Daniel swallowed. ‘What sort of oil?’

‘Fat, lard, even butter, I suppose. Didn’t you say the son painted?’

‘Yes.’

‘Well, the linseed oil that artists use would be perfect!’

‘You don’t think Arthur . . .?’ Daniel shook his head violently.

‘No, I don’t. But somebody else could have.’ She straightened up. ‘Come. Sit down here, away from what’s left of her.’

He did not argue. He felt a little queasy, and was glad she did not remark on it. He sat down on a chair opposite the one in front of her desk.

‘Isn’t that what you want to know?’ she asked. ‘What burned her? At a well-educated guess, I’d say highly flammable oiled silk, and a bit of lightweight cotton or muslin, and the whole lot doused with linseed oil. Lights quickly, hot, and burns very well if there was cotton to feed it. Quite enough to burn her face. And . . .’ She hesitated. ‘I’m sorry to say this, but I can’t even say for sure that this is Ebony. With all the burns . . . plus the boots and dress don’t fit. Maybe it isn’t her.’

‘But her family – her daughter identified her!’

‘Before or after this was done to her?’ Miriam asked. Her face was white, and her lips moved stiffly at the horror of the thought.

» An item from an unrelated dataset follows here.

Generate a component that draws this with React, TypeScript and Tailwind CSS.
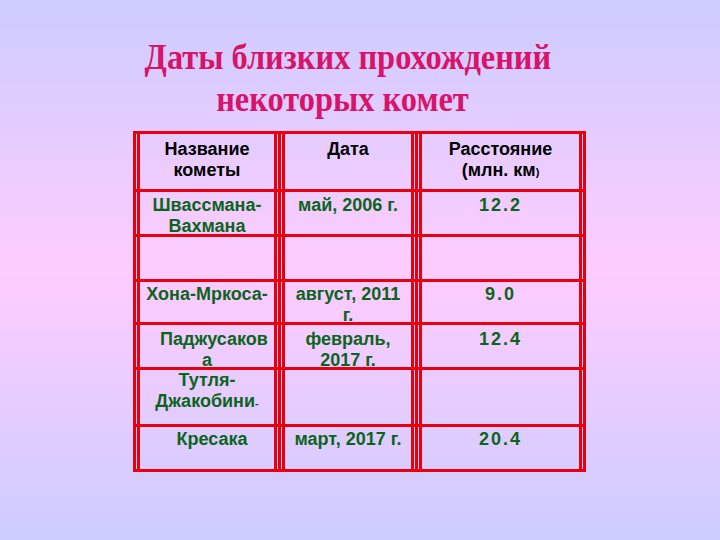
import React from "react";

const Divider = () => (
  <div className="w-[5px] shrink-0 flex justify-center">
    <div className="w-[3px] bg-[#e8000e]" />
  </div>
);

const Outer = ({ side }: { side: "l" | "r" }) => (
  <div className={side === "l" ? "flex shrink-0 w-[4px]" : "flex shrink-0 w-[4px] justify-end"}>
    <div className="w-[3px] bg-[#e8000e]" />
  </div>
);

type RowProps = {
  h: string;
  pt: string;
  cells: React.ReactNode[];
  header?: boolean;
};

const Row = ({ h, pt, cells, header }: RowProps) => {
  const color = header ? "text-black" : "text-[#0a641c]";
  const base = `shrink-0 border-x-[3px] border-[#e8000e] text-center text-[18px] leading-[21px] font-bold ${color} ${pt}`;
  return (
    <div className={`flex ${h} border-b-[3px] border-[#e8000e]`}>
      <Outer side="l" />
      <div className={`${base} w-[140px]`}>{cells[0]}</div>
      <Divider />
      <div className={`${base} w-[132px]`}>{cells[1]}</div>
      <Divider />
      <div className={`${base} w-[163px]`}>{cells[2]}</div>
      <Outer side="r" />
    </div>
  );
};

const Num = ({ children }: { children: React.ReactNode }) => (
  <span className="tracking-[2px]">{children}</span>
);

export default function App() {
  return (
    <div
      className="w-[720px] h-[540px] overflow-hidden bg-[linear-gradient(to_bottom,#ccccff_0%,#ffccff_50%,#ccccff_100%)]"
      style={{ fontFamily: '"Liberation Sans", Arial, sans-serif' }}
    >
      <div className="h-[131px] pt-[36px] pr-[24px] text-center">
        <h1
          className="inline-block scale-x-[0.9] text-[36px] leading-[42px] font-bold text-[#d8136a]"
          style={{ fontFamily: '"Liberation Serif", "Times New Roman", serif' }}
        >
          Даты близких прохождений
          <br />
          <span className="inline-block pr-[12px]">некоторых комет</span>
        </h1>
      </div>
      <div className="ml-[133px] w-[453px] border-t-[3px] border-[#e8000e]">
        <Row
          h="h-[58px]"
          pt="pt-[5px]"
          header
          cells={[
            <>Название<br />кометы</>,
            <>Дата</>,
            <>
              Расстояние
              <br />
              (млн. км<span className="text-[11px]">)</span>
            </>,
          ]}
        />
        <Row
          h="h-[45px]"
          pt="pt-[3px]"
          cells={[
            <>Швассмана-<br />Вахмана</>,
            <>май, 2006 г.</>,
            <Num>12.2</Num>,
          ]}
        />
        <Row h="h-[45px]" pt="pt-[3px]" cells={[<></>, <></>, <></>]} />
        <Row
          h="h-[43px]"
          pt="pt-[2px]"
          cells={[
            <span className="whitespace-nowrap">Хона-Мркоса-</span>,
            <>август, 2011<br />г.</>,
            <Num>9.0</Num>,
          ]}
        />
        <Row
          h="h-[45px]"
          pt="pt-[4px]"
          cells={[
            <>
              <span className="block pl-[14px]">Паджусаков</span>
              <span className="block">а</span>
            </>,
            <>февраль,<br />2017 г.</>,
            <Num>12.4</Num>,
          ]}
        />
        <Row
          h="h-[57px]"
          pt="pt-[0px]"
          cells={[
            <>
              Тутля-
              <br />
              Джакобини<span className="text-[11px]">-</span>
            </>,
            <></>,
            <></>,
          ]}
        />
        <Row
          h="h-[45px]"
          pt="pt-[2px]"
          cells={[
            <span className="block pl-[10px]">Кресака</span>,
            <>март, 2017 г.</>,
            <Num>20.4</Num>,
          ]}
        />
      </div>
    </div>
  );
}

‘Oh God!’ Daniel stared at her. ‘What have we fallen into? What is this?’

She put her hands over his. ‘We’ve still got a few days left. We must find out.’

Chapter Sixteen

Daniel stayed a little longer, helping Miriam lift the body, although it was not very heavy. He watched while she took samples from various parts of the intestines, lungs, and other regions. She spoke very little, except to dictate the notes to him on everything she discovered. He wrote it down exactly as she said, once or twice asking her how to spell certain long words, names of chemicals, or little-known anatomical terms.

She seemed to learn little that was unexpected until they very carefully laid the body on a machine that Daniel had never seen before, and could not work out its purpose.

‘X-ray,’ she said proudly. ‘Father gave me that for Christmas and birthday combined.’ Her face lit with pleasure and suddenly it was easy to imagine her opening an enormous parcel with a bow on the top on Christmas morning, and discovering this strange monstrosity.

She was already explaining to him, with pride, what it could do and he had not been listening

‘Daniel!

‘I’m sorry . . .’

‘It can see through flesh and make pictures of the bones beneath. Or it can find anything solid, or metal we may have eaten, and trace it anywhere through our digestive system. It can find bullets, or broken-off pieces of a knife, for example.’

‘Is that what it’s used for?’ He was surprised. How often could they need such a thing?

‘Not in the hospitals,’ she dismissed the idea. ‘But we may find something useful in her bones. For example, an old break, or an abnormality.’

He did not reply, but watched her as she put one part of the body, and then another, in front of the machine. It was rather like a camera, but fastened to the table with clamps from which two metal rods of about an inch in diameter held it at a height of two feet above the table’s surface. The table itself was long enough for an adult man to lie upon.

The machine itself consisted of several distinct parts. The first was an eye piece, like a funnel, through which the operator looked. It was attached to a complicated box with projecting lenses and dials. In front of that was another, larger box made of something transparent. Inside it was more machinery, smaller and circular; attached to it was a large frame, as if to hold another part. It was all focused downward, less than a foot away from the body Miriam was examining.

Then suddenly she stiffened, and stopped completely. ‘Look!’ she ordered him. ‘Look at this!’ She stepped back for him to see through the focus.